Every time a program runs this code:

struct Foo
  def initialize(@foo : String)
  end
end

pp Foo.new("bar").hash

I get a different Int64 result. How to get a result consistent across runs? I guess I could use OpenSSL::SHA1, but couldn’t make it work due to missing #string method…

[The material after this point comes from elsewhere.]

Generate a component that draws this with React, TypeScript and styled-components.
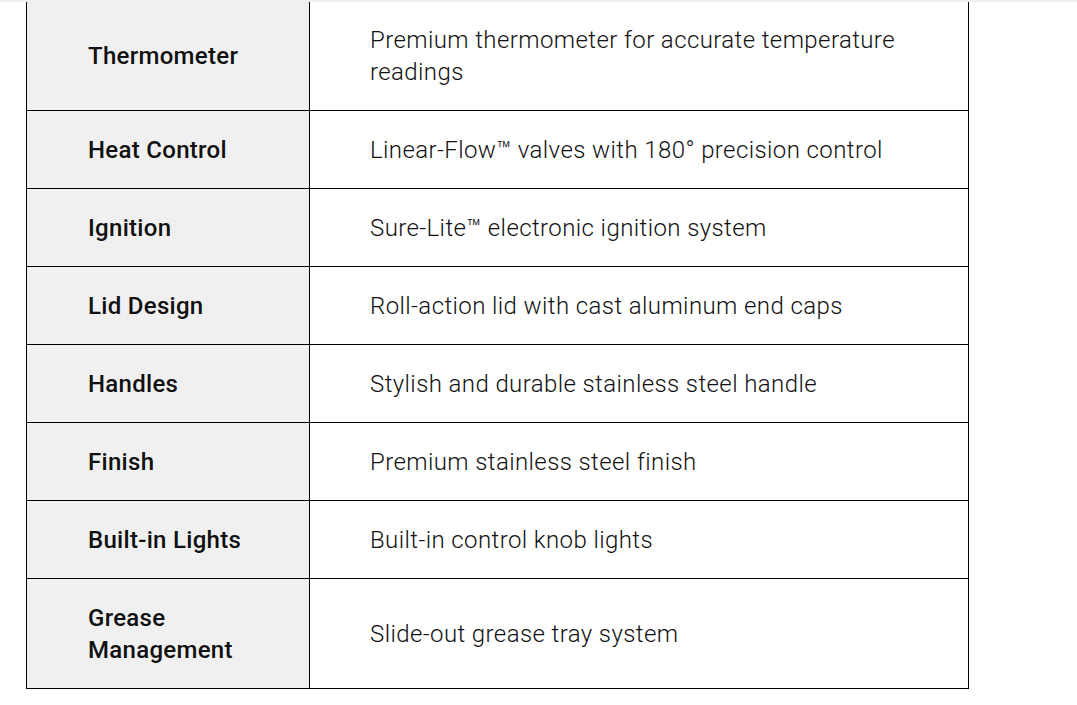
import React from "react";
import styled, { createGlobalStyle } from "styled-components";

const Global = createGlobalStyle`
  html, body { margin: 0; padding: 0; background: #ffffff; }
  body { font-family: Roboto, "Noto Sans", Arial, sans-serif; color: #111; }
  *, *::before, *::after { box-sizing: border-box; }
`;

const TopRule = styled.div`
  height: 2px;
  background: #efefef;
`;

const Wrap = styled.div`
  padding: 0 0 0 26px;
`;

const Table = styled.table`
  width: 943px;
  border-collapse: collapse;
  table-layout: fixed;
  border: 1px solid #000;
  border-top: none;
`;

const LabelCol = styled.col`
  width: 283px;
`;

const Row = styled.tr<{ $first?: boolean }>`
  border-bottom: 1px solid #000;

  & > th,
  & > td {
    padding-top: ${(p) => (p.$first ? "21.5px" : "22.5px")};
  }
`;

const Label = styled.th`
  background: #f0f0f0;
  border-right: 1px solid #000;
  text-align: left;
  font-weight: 500;
  font-size: 24px;
  line-height: 32px;
  letter-spacing: 0.3px;
  padding: 22.5px 50px 22.5px 61px;
  color: #111;
  vertical-align: middle;
`;

const Value = styled.td`
  font-weight: 300;
  font-size: 24px;
  line-height: 32px;
  letter-spacing: 0.4px;
  padding: 22.5px 60px 22.5px 60px;
  color: #111;
  vertical-align: middle;
`;

const rows: [string, string][] = [
  ["Thermometer", "Premium thermometer for accurate temperature readings"],
  ["Heat Control", "Linear-Flow™ valves with 180° precision control"],
  ["Ignition", "Sure-Lite™ electronic ignition system"],
  ["Lid Design", "Roll-action lid with cast aluminum end caps"],
  ["Handles", "Stylish and durable stainless steel handle"],
  ["Finish", "Premium stainless steel finish"],
  ["Built-in Lights", "Built-in control knob lights"],
  ["Grease Management", "Slide-out grease tray system"],
];

export default function App() {
  return (
    <>
      <Global />
      <TopRule />
      <Wrap>
        <Table>
          <colgroup>
            <LabelCol />
            <col />
          </colgroup>
          <tbody>
            {rows.map(([k, v], i) => (
              <Row key={k} $first={i === 0}>
                <Label>{k}</Label>
                <Value>{v}</Value>
              </Row>
            ))}
          </tbody>
        </Table>
      </Wrap>
    </>
  );
}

Edit: Post with benchmarks: How to easily get consistent object hash?

I could do

require "openssl"

digest = OpenSSL::Digest.new("SHA1")
digest.update(foo.inspect)
pp digest.hexdigest

But this looks an a bit overhead – the inspect part

In my case, I don’t need cryptographic security, I just want to get an unique value which would change whenever a Foo's instance variable value changes, consistent across runs. With SHA1 digest I get 1.13M IPS with this code:

benchmark code
require "openssl"

struct Foo
  def initialize(@foo : String)
  end
end

foo = Foo.new("bar")
digest = OpenSSL::Digest.new("SHA1")
io = IO::Memory.new

require "benchmark"

Benchmark.ips do |x|
  x.report do
    io.rewind
    foo.inspect(io)
    digest.update(io)
    hash = digest.hexdigest
  end
end

It’s kinda slow :confused:

I think this is what you want:

struct Foo
  def initialize(@foo : String)
  end
  
  def hash(hasher)
    hasher = @foo.hash(hasher)
  end
end
1 Like

This would require to explicitly define the hash function on every object. That’s not what I want, @drujensen

1 Like

The problem here is the hasher use seed initialization, different each run, to avoid some security issues:

  @@seed = uninitialized UInt64[2]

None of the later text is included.